## begin STORED DATA

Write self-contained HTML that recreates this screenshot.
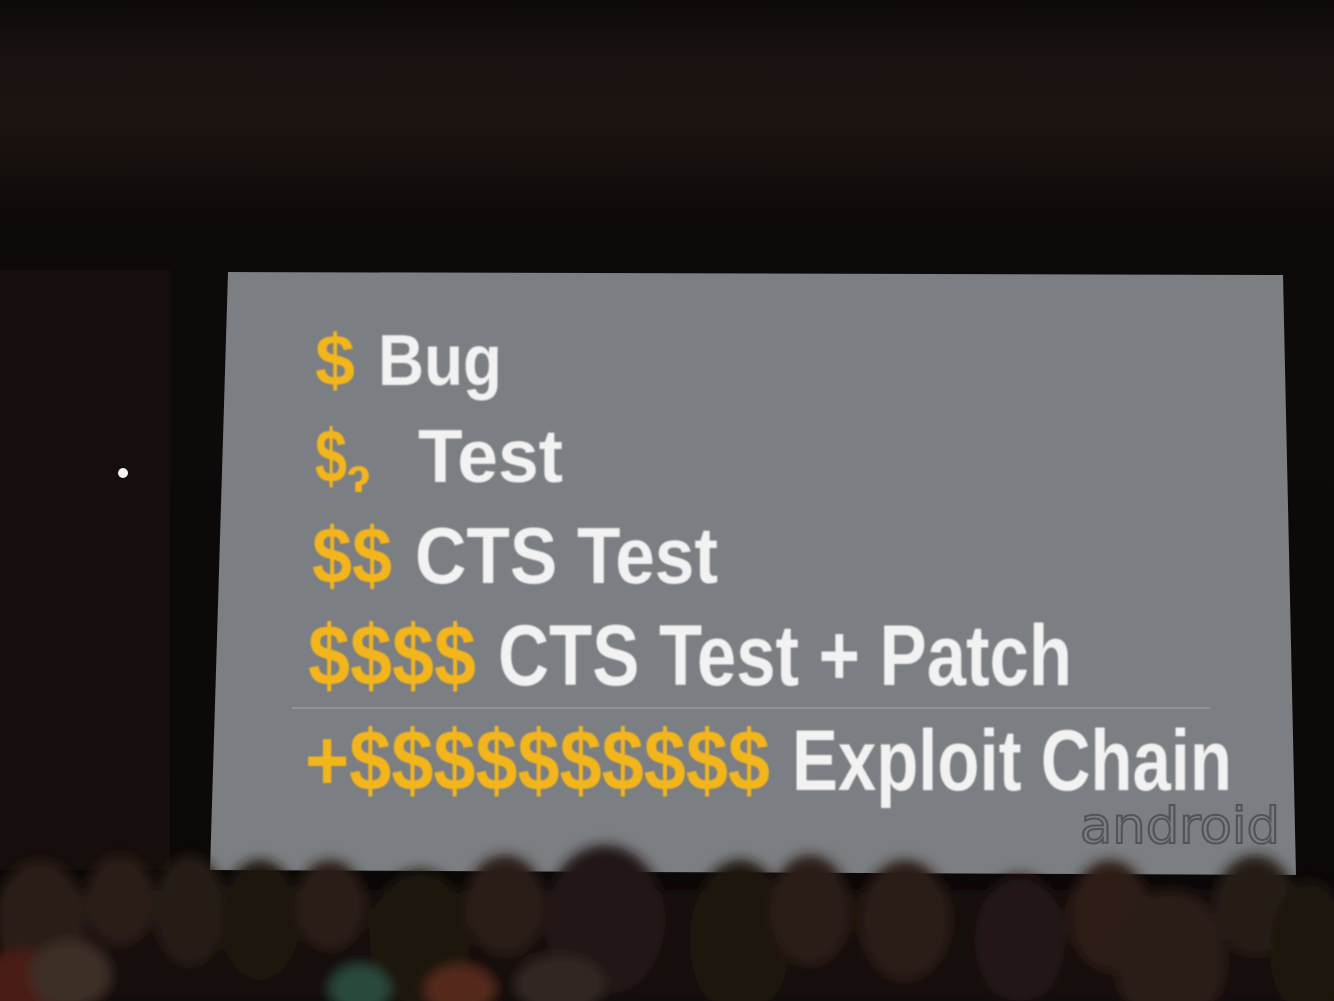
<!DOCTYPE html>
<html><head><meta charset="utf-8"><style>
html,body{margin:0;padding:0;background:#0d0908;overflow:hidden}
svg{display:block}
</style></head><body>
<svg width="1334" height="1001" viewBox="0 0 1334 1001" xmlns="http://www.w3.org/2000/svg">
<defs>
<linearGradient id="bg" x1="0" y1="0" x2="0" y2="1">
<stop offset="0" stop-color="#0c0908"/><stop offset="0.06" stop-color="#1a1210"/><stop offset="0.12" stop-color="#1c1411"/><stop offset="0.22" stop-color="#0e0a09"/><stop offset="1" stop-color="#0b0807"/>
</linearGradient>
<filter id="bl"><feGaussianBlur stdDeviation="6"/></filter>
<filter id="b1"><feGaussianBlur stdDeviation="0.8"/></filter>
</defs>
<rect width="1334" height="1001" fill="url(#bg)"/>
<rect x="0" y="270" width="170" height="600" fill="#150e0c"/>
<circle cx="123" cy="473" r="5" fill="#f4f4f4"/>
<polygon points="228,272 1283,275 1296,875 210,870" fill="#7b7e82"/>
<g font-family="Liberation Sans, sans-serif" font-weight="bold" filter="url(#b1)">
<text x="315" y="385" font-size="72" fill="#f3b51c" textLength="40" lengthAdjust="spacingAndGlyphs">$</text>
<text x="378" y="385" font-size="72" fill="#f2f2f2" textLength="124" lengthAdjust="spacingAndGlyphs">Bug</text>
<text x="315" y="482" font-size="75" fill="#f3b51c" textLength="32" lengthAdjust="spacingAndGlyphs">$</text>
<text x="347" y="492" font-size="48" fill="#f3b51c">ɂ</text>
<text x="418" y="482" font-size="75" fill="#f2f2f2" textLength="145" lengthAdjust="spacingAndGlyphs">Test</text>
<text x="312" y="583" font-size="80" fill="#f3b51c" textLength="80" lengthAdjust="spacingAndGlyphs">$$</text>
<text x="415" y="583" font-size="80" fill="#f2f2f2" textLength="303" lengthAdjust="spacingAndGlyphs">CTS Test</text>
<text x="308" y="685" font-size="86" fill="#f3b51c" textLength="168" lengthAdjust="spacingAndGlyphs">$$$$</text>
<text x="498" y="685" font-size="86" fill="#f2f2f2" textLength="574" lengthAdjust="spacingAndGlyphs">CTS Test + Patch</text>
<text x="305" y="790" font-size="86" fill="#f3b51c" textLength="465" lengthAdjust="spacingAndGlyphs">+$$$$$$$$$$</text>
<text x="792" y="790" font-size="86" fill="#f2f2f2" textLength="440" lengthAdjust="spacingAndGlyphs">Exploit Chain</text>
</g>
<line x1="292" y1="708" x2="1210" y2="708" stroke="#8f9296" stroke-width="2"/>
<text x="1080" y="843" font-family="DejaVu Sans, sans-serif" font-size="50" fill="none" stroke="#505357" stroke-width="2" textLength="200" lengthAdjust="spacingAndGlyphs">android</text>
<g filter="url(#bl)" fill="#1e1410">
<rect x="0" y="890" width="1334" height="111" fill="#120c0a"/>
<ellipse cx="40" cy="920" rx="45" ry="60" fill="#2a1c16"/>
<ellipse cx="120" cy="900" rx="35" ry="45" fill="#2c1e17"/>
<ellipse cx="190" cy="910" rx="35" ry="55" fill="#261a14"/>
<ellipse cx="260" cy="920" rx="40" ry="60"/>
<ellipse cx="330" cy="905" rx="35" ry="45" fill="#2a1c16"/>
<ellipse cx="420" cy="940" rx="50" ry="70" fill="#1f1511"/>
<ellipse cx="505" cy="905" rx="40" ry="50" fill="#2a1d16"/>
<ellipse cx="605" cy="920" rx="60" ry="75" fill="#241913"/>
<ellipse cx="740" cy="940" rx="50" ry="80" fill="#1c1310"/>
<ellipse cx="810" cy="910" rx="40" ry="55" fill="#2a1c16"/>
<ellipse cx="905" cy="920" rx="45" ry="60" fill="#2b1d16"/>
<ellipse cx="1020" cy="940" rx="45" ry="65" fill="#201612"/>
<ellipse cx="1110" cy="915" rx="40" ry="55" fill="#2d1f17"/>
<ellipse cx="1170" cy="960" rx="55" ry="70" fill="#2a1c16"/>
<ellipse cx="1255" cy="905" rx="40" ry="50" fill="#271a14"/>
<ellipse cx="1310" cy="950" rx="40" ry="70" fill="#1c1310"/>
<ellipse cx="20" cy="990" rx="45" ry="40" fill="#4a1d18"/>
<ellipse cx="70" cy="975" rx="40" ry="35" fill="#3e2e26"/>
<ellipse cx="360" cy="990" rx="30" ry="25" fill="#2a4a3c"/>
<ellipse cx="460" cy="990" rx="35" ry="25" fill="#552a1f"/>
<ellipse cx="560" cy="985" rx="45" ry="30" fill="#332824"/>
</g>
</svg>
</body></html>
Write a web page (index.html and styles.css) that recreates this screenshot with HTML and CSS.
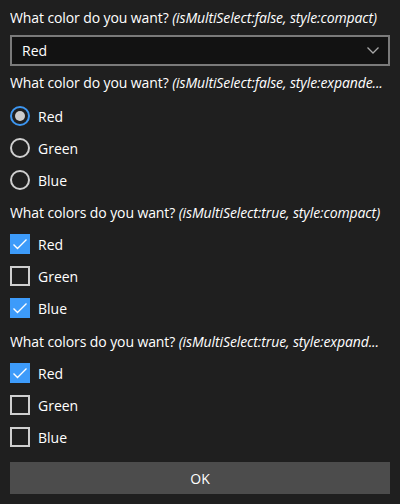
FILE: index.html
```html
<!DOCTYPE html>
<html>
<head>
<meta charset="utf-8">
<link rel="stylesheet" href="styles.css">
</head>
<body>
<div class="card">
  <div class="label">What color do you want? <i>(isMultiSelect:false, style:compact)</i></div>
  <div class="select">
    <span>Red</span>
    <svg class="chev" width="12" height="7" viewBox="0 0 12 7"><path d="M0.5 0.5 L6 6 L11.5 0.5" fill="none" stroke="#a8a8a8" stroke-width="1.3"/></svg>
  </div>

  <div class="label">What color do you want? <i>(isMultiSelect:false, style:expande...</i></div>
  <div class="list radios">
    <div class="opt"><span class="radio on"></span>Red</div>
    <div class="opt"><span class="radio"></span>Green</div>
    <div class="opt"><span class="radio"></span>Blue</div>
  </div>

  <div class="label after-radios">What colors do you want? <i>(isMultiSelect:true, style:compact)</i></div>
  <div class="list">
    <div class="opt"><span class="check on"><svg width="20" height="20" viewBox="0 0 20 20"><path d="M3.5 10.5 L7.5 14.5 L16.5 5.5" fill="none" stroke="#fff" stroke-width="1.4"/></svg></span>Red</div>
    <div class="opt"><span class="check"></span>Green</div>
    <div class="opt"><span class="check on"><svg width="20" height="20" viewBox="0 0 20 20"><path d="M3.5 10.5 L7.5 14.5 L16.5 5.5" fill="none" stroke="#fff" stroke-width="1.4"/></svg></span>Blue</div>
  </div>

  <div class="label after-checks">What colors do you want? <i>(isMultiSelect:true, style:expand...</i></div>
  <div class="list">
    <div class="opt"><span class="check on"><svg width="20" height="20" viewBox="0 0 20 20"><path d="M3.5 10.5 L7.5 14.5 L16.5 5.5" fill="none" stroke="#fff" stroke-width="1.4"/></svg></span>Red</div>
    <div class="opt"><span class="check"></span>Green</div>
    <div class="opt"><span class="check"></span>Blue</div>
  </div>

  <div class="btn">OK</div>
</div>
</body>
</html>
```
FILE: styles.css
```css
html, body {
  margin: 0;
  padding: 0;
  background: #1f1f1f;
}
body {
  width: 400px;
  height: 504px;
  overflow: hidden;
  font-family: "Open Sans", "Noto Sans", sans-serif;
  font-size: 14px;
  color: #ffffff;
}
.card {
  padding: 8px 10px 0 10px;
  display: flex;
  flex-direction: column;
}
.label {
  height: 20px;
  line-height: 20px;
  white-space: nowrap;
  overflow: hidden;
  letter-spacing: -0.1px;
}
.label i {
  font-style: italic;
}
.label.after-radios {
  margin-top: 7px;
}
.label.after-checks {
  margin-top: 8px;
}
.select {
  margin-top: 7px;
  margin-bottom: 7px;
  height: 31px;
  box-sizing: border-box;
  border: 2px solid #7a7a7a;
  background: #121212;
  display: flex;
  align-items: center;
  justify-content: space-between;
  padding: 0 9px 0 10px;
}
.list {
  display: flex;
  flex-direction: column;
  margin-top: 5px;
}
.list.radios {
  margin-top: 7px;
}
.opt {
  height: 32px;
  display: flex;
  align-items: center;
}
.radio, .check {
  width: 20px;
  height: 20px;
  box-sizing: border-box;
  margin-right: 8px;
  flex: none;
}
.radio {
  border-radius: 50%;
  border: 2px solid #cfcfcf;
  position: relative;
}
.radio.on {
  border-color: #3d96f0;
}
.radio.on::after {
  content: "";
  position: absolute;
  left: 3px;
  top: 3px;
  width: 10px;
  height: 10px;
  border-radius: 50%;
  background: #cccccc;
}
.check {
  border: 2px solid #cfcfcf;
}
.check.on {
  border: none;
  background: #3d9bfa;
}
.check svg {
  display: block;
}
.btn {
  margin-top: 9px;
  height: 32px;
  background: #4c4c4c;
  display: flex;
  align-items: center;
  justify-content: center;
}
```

## end STORED DATA

> **WRITTEN REQUEST**: Extract every line above containing the word "Write".

> **WRITTEN SOLUTION**:
Write self-contained HTML that recreates this screenshot.
Write a web page (index.html and styles.css) that recreates this screenshot with HTML and CSS.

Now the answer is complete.